Ci può spiegare come mai restano ancora tante difficoltà per un governo di unità nazionale? Non pensa che lo scontro interno tra Tripoli e Tobruk non fa altro che aiutare la diffusione dell’Isis?

«Il problema sta nelle modalità e nello stile scelto dai due delegati delle Nazioni Unite, prima Bernardino León e adesso Martin Kobler, nel designare quel governo. Le colpe più gravi sono di León, che sin dall’inizio ci ha imposto le sue mosse, ha rifiutato il confronto e ha sempre preferito Tobruk. Un anno fa non capivamo il motivo di tanta ostilità. Poi abbiamo compreso: León lavorava per gli Emirati Arabi Uniti, che sostengono Tobruk, e adesso che ha lasciato l’Onu gli hanno persino offerto un impiego con uno stipendio di circa 50 mila euro mensili. Lo scorso autunno speravamo che Kobler, il successore, finalmente ci ascoltasse. Ma questi ha subito affermato che nulla sarebbe cambiato, anzi ha continuato con la stessa politica».

Per esempio?

«Come León, Kobler si è rimangiato la parola data. Per esempio, le prime intese prevedevano due vice-premier nel gabinetto unitario e adesso ne impongono addirittura sei. Non capiamo però come mai anche la diplomazia italiana si schieri con tanta veemenza a sostenere gli errori dei responsabili Onu».

Forse perché è l’unico gioco vero sul tavolo. Non credete anche voi nella necessità dell’unità libica?

«Certo che ci crediamo.
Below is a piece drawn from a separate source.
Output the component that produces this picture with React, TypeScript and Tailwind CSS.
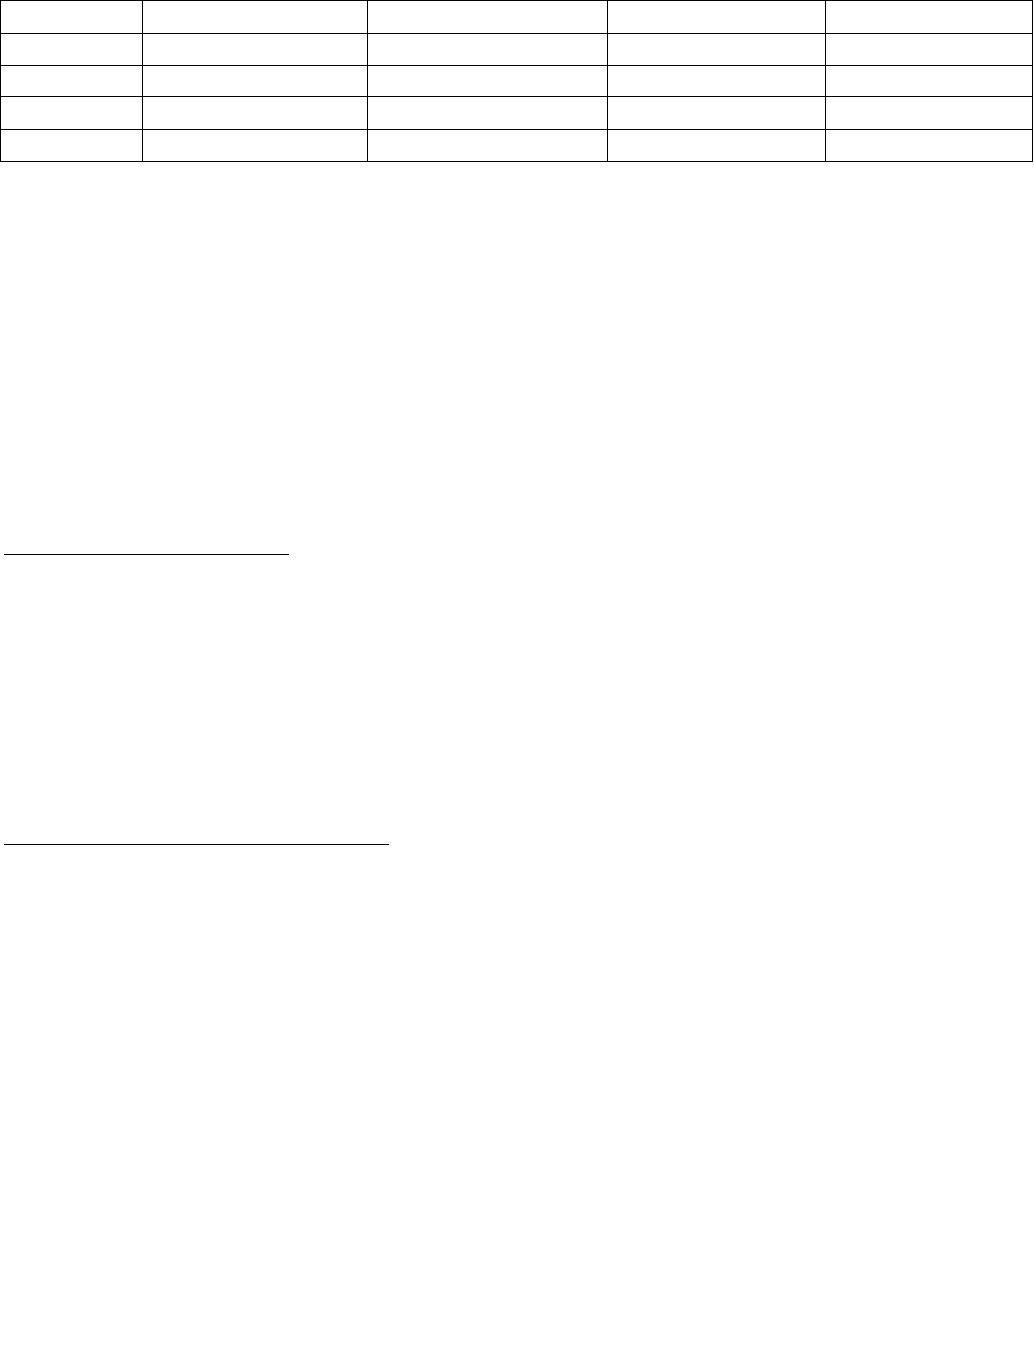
import React from 'react';

const widths = ['w-[142px]', 'w-[225px]', 'w-[240px]', 'w-[218px]', 'w-[207px]'];
const heights = ['h-[33px]', 'h-[32px]', 'h-[31px]', 'h-[33px]', 'h-[32px]'];

const App: React.FC = () => {
  return (
    <div className="min-h-[1346px] w-[1034px] bg-white font-['Liberation_Sans',sans-serif]">
      <div className="w-[1033px] border-l border-t border-black">
        {heights.map((h, r) => (
          <div key={r} className={`flex ${h}`}>
            {widths.map((w, c) => (
              <div key={c} className={`${w} h-full border-b border-r border-black`} />
            ))}
          </div>
        ))}
      </div>

      <div className="ml-[4px] mt-[392px] h-px w-[285px] bg-black" />
      <div className="ml-[4px] mt-[289px] h-px w-[385px] bg-black" />
    </div>
  );
};

export default App;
Ma non al prezzo di accettare un finto premier e un finto gabinetto privi di alcuna legittimità. Finti leader che neppure vivono in Libia».

Lei crede che l’Isis vada combattuto con ogni mezzo?

«L’Isis è un cancro pericolosissimo per la Libia e la regione intera, che comprende l’Italia. Vorrei però aggiungere che le prime a batterlo sul campo sono state le milizie islamiche moderate. A Derna, dove le formazioni legate ai Fratelli Musulmani sono particolarmente attive, la popolazione si è ribellata e ha scacciato Al Qaeda e Isis. Il capo militare di Tobruk, è invece quel generale Khalifa Haftar che fu uomo di Gheddafi e oggi dimostra di collaborare con gli ex fedeli del dittatore, che guarda caso stanno cooperando con Isis a Sirte e le altre roccaforti del vecchio regime».

Ma l’emergenza non dovrebbe farvi superare le differenze?

«Noi siamo a favore del dialogo diretto con Tobruk, anche se continuiamo ad insistere che Haftar non può avere alcun futuro nella Libia unificata. E comunque occorre non esagerare: l’Isis resta circoscritto alla regione di Sirte».

Eppure si espande nel Sud, colpisce a Sabratha, Bani Walid, ha cellule a Tripoli e Bengasi.

«Un conto è compiere attentati e un altro il controllo territoriale. Il fatto che l’Isis sia in grado di infliggere massacri a Parigi non significa che la occupi. Le autorità francesi non sono state in grado di evitare che la loro capitale fosse vittima di attacchi gravissimi. Per noi la cosa è ancora più complessa, siamo in una situazione di grave destabilizzazione post-rivoluzionaria. In più Egitto, Emirati Arabi Uniti e altre forze regionali lavorano con i nostri nemici. Eppure, le nostre brigate di Alba Libica si stanno impegnando. Una settimana fa abbiamo subito 43 morti e 120 feriti per scacciare Isis da Sabratha».

Proprio a Sabratha potrebbero trovarsi i 4 tecnici italiani della Bonatti rapiti nel luglio scorso presso il terminale di Melita. Ha notizie?

«Ci sono contatti, negoziati. In un primo tempo si era parlato di una banda locale di criminali comuni a caccia di riscatti. Ma non ho dettagli precisi. Noi siamo comunque sempre pronti a collaborare con Roma per facilitare la loro liberazione. È nostro pieno interesse favorire le attività dell’Eni e delle altre aziende italiane in Libia».